An Overview of Motional Electromagnetic Induction

By contrast to our knowledge of depth-dependent (baroclinic) motions, only limited information is available about the distribution and statistics of the subinertial depth-independent (barotropic) velocity field in the world ocean. This talk focusses on Eulerian measurement of the latter using inexpensive free-fall electric field recorders. Theory predicts a relation between the horizontal electric field and the seawater conductivity-weighted, vertically-integrated (CWVI) water velocity. This connection will be validated by comparing a six element current meter mooring to nearby electric field data collected in 1986-1987 during BEMPEX. It will also be shown that low coherence between the electric field and the mooring-derived CWVI water velocity occurs only where the coherence between individual current meters is itself low, suggesting the presence of short vertical scale components that are not resolvable by the mooring but integrated out in the electric field.
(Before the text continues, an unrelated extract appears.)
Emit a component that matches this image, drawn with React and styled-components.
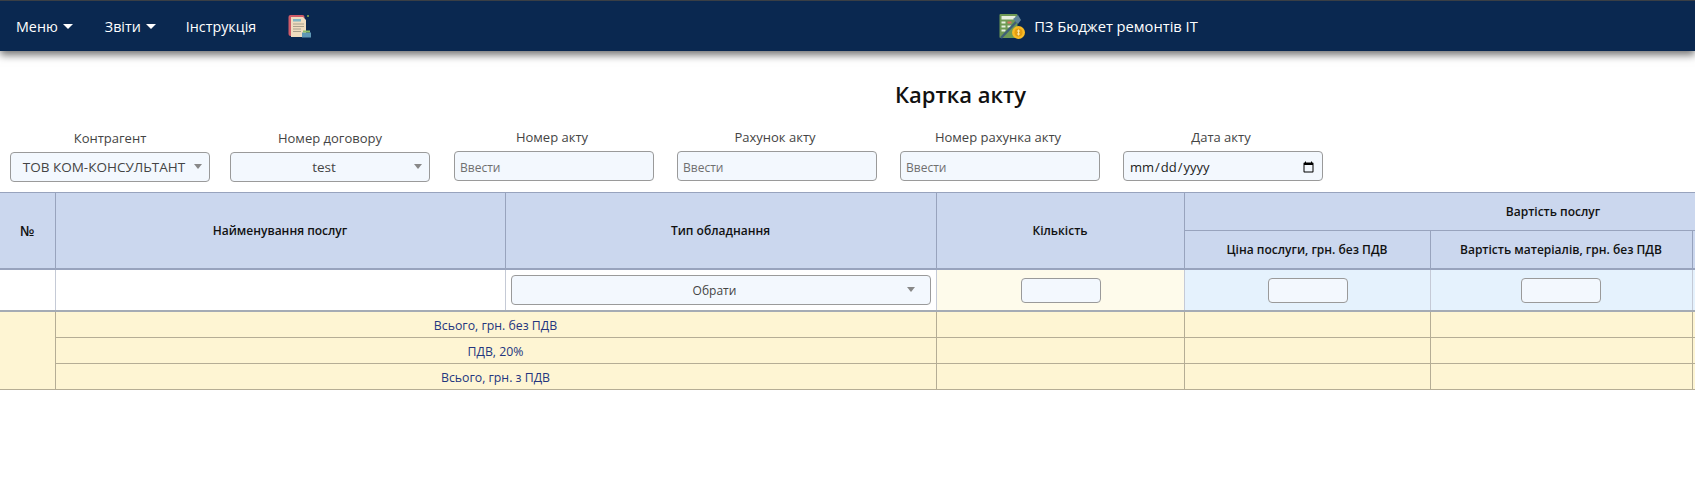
import styled, { createGlobalStyle } from "styled-components";

const GlobalStyle = createGlobalStyle`
  html, body {
    margin: 0;
    padding: 0;
    background: #fff;
    font-family: "Open Sans", "Noto Sans", sans-serif;
    overflow: hidden;
  }
`;

const Navbar = styled.header`
  height: 50px;
  background: #0a2850;
  border-top: 1px solid #3a3f45;
  box-shadow: 0 4px 8px rgba(0, 0, 0, 0.55);
  display: flex;
  align-items: center;
  padding-left: 16px;
  color: #fff;
  font-size: 14.3px;
`;

const NavItem = styled.div`
  display: flex;
  align-items: center;
  gap: 5px;
  margin-right: ${({ $gap }) => $gap}px;
`;

const Caret = styled.span`
  width: 0;
  height: 0;
  border-left: 5px solid transparent;
  border-right: 5px solid transparent;
  border-top: 5px solid #fff;
`;

const Brand = styled.div`
  display: flex;
  align-items: center;
  gap: 9px;
  margin-left: 687px;
  font-size: 14.7px;
`;

const Title = styled.h1`
  margin: 28px 0 0;
  height: 30px;
  font-size: 22px;
  line-height: 30px;
  font-weight: 600;
  color: #111;
  text-align: center;
  padding-left: 226px;
`;

const Filters = styled.div`
  display: flex;
  padding: 20px 0 0 10px;
  height: 53px;
`;

const Field = styled.div`
  width: 200px;
  margin-right: ${({ $gap }) => $gap}px;
  margin-top: ${({ $lift }) => ($lift ? -1 : 0)}px;
  display: flex;
  flex-direction: column;
  align-items: center;
`;

const FieldLabel = styled.label`
  font-size: 13px;
  line-height: 18px;
  color: #444;
  margin-bottom: 5px;
  margin-right: ${({ $lift }) => ($lift ? 4 : 0)}px;
`;

const SelectBox = styled.div`
  width: ${({ $width }) => $width || "100%"};
  height: 30px;
  flex-shrink: 0;
  box-sizing: border-box;
  margin: 0 auto;
  background: #f3f8fe;
  border: 1px solid #9a9a9a;
  border-radius: 4px;
  display: flex;
  align-items: center;
  justify-content: center;
  padding: 0 22px 0 10px;
  position: relative;
  font-size: ${({ $size }) => $size || 13.5}px;
  color: #444;
  white-space: nowrap;
  &::after {
    content: "";
    position: absolute;
    right: ${({ $arrow }) => $arrow || 7}px;
    top: 50%;
    margin-top: -3px;
    border-left: 4.5px solid transparent;
    border-right: 4.5px solid transparent;
    border-top: 5px solid #888;
  }
`;

const TextInput = styled.input`
  width: 100%;
  height: 30px;
  flex-shrink: 0;
  box-sizing: border-box;
  background: #f3f8fe;
  border: 1px solid #9a9a9a;
  border-radius: 4px;
  padding: 2px 5px 0;
  font-family: inherit;
  font-size: 12px;
  color: #444;
  &::placeholder {
    color: #6f6f6f;
    opacity: 1;
  }
`;

const DateInput = styled(TextInput)`
  font-size: 13px;
  color: #222;
`;

const TableWrap = styled.div`
  margin-top: 10px;
  overflow: hidden;
  width: 100%;
`;

const Table = styled.table`
  border-collapse: collapse;
  table-layout: fixed;
  width: 1922px;
  font-size: 12px;
`;

const HeadCell = styled.th`
  background: #cbd7ee;
  border: 1px solid #98a3bd;
  border-left: ${({ $first }) => ($first ? "none" : "1px solid #98a3bd")};
  border-bottom: ${({ $low }) => ($low ? "2px solid #98a3bd" : "1px solid #98a3bd")};
  font-weight: 600;
  font-size: ${({ $size }) => $size || 12}px;
  color: #111;
  text-align: center;
  height: ${({ $height }) => $height}px;
  padding: 0;
`;

const Cell = styled.td`
  background: ${({ $bg }) => $bg};
  border: 1px solid #c5cad6;
  border-left: ${({ $first, $dark }) =>
    $first ? "none" : `1px solid ${$dark ? "#98a3bd" : "#c5cad6"}`};
  border-bottom: 2px solid #a5abb4;
  height: 40px;
  padding: 0 0 0 ${({ $nudge }) => ($nudge ? 2 : 0)}px;
  text-align: center;
`;

const SmallInput = styled.input`
  width: 80px;
  height: 25px;
  box-sizing: border-box;
  background: #f3f8fe;
  border: 1px solid #9a9a9a;
  border-radius: 4px;
  display: block;
  margin: 0 auto;
`;

const SumCell = styled.td`
  background: #fef5d3;
  border: 1px solid #b5ad95;
  border-left: ${({ $first }) => ($first ? "none" : "1px solid #b5ad95")};
  height: 24px;
  padding: 1px 0 0;
  text-align: center;
  font-size: 12.3px;
  color: #24367f;
  font-weight: 500;
`;

const ReportIcon = () => (
  <svg width="24" height="24" viewBox="0 0 24 24">
    <rect x="0.5" y="1" width="16" height="21" rx="2" fill="#cf5a68" />
    <path d="M3 3h12l3 3v17H3z" fill="#efdcbf" />
    <rect x="5" y="5" width="8" height="2.5" fill="#7fb5c4" />
    <path d="M5 10h11M5 12.5h11M5 15h8M5 17.5h8" stroke="#a8a08c" strokeWidth="1" />
    <rect x="14" y="18.5" width="9" height="5" fill="#5f98b5" />
    <rect x="15" y="16.5" width="7" height="2" fill="#8fbf6a" />
    <rect x="19" y="1" width="2" height="2" fill="#6f8a4a" />
  </svg>
);

const BudgetIcon = () => (
  <svg width="26" height="26" viewBox="0 0 26 26">
    <rect x="0.5" y="1" width="18" height="24" rx="1" fill="#6f9a55" />
    <rect x="2.5" y="3" width="14" height="3.5" fill="#e8f0e0" />
    <path d="M2.5 8.5h4v2h-4zM2.5 12.5h4v2h-4zM2.5 16.5h4v2h-4zM8.5 12.5h4v2h-4z" fill="#e8f0e0" />
    <path d="M8.5 8.5h4v2h-4z" fill="#d9705f" />
    <path d="M2 25L18 8" stroke="#3f5f78" strokeWidth="2.5" />
    <path d="M14 6l5 5 3-4-3-5z" fill="#5f8397" />
    <circle cx="19.5" cy="19.5" r="6.5" fill="#f8bb25" />
    <circle cx="19.5" cy="19.5" r="4" fill="#e39c12" />
    <path d="M19.5 16.5v6M18 18h3M18 21h3" stroke="#fbe6a5" strokeWidth="1" />
  </svg>
);

const fields = [
  { label: "Контрагент", value: "ТОВ КОМ-КОНСУЛЬТАНТ", gap: 20 },
  { label: "Номер договору", value: "test", gap: 24 },
  { label: "Номер акту", gap: 23 },
  { label: "Рахунок акту", gap: 23 },
  { label: "Номер рахунка акту", gap: 23 },
];

const summary = ["Всього, грн. без ПДВ", "ПДВ, 20%", "Всього, грн. з ПДВ"];
const columns = [55, 450, 431, 248, 246, 262, 230];

export default function App() {
  return (
    <>
      <GlobalStyle />
      <Navbar>
        <NavItem $gap={32}>Меню <Caret /></NavItem>
        <NavItem $gap={30}>Звіти <Caret /></NavItem>
        <NavItem $gap={32}>Інструкція</NavItem>
        <ReportIcon />
        <Brand>
          <BudgetIcon />
          ПЗ Бюджет ремонтів ІТ
        </Brand>
      </Navbar>
      <Title>Картка акту</Title>
      <Filters>
        {fields.map((f) => (
          <Field key={f.label} $gap={f.gap} $lift={!f.value}>
            <FieldLabel $lift={!f.value}>{f.label}</FieldLabel>
            {f.value ? <SelectBox>{f.value}</SelectBox> : <TextInput placeholder="Ввести" />}
          </Field>
        ))}
        <Field $gap={0} $lift>
          <FieldLabel $lift>Дата акту</FieldLabel>
          <DateInput type="date" />
        </Field>
      </Filters>
      <TableWrap>
        <Table>
          <colgroup>
            {columns.map((w, i) => (
              <col key={i} width={w} />
            ))}
          </colgroup>
          <thead>
            <tr>
              <HeadCell rowSpan={2} $first $low $size={14}>№</HeadCell>
              <HeadCell rowSpan={2} $low>Найменування послуг</HeadCell>
              <HeadCell rowSpan={2} $low>Тип обладнання</HeadCell>
              <HeadCell rowSpan={2} $low>Кількість</HeadCell>
              <HeadCell colSpan={3} $height={37}>Вартість послуг</HeadCell>
            </tr>
            <tr>
              <HeadCell $low $height={37}>Ціна послуги, грн. без ПДВ</HeadCell>
              <HeadCell $low $height={37}>Вартість матеріалів, грн. без ПДВ</HeadCell>
              <HeadCell $low $height={37} />
            </tr>
          </thead>
          <tbody>
            <tr>
              <Cell $first $bg="#fff" />
              <Cell $bg="#fff" />
              <Cell $bg="#fff">
                <SelectBox $width="420px" $size={12} $arrow={15}>Обрати</SelectBox>
              </Cell>
              <Cell $bg="#fefbeb" $nudge><SmallInput /></Cell>
              <Cell $bg="#e5f2fd" $dark $nudge><SmallInput /></Cell>
              <Cell $bg="#e5f2fd" $dark><SmallInput /></Cell>
              <Cell $bg="#e5f2fd" $dark />
            </tr>
            {summary.map((text, i) => (
              <tr key={text}>
                {i === 0 && <SumCell rowSpan={3} $first />}
                <SumCell colSpan={2}>{text}</SumCell>
                <SumCell />
                <SumCell />
                <SumCell />
                <SumCell />
              </tr>
            ))}
          </tbody>
        </Table>
      </TableWrap>
    </>
  );
}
The superior ability of the electric field to sense the vertically-integrated velocity will be demonstrated by showing better coherence between the electric field and the FNOC surface winds at periods of 2-7 days than between the mooring-derived CWVI water velocity and the winds. The effect of ionospheric noise on the seafloor electric field will be quantified using the EMSLAB array, showing negligible effects at periods longer than four days. Evidence for a wave motion near the Juan de Fuca Ridge with a period near four days that is consistent with the dispersion relation for topgraphically-trapped Rossby waves will also be presented.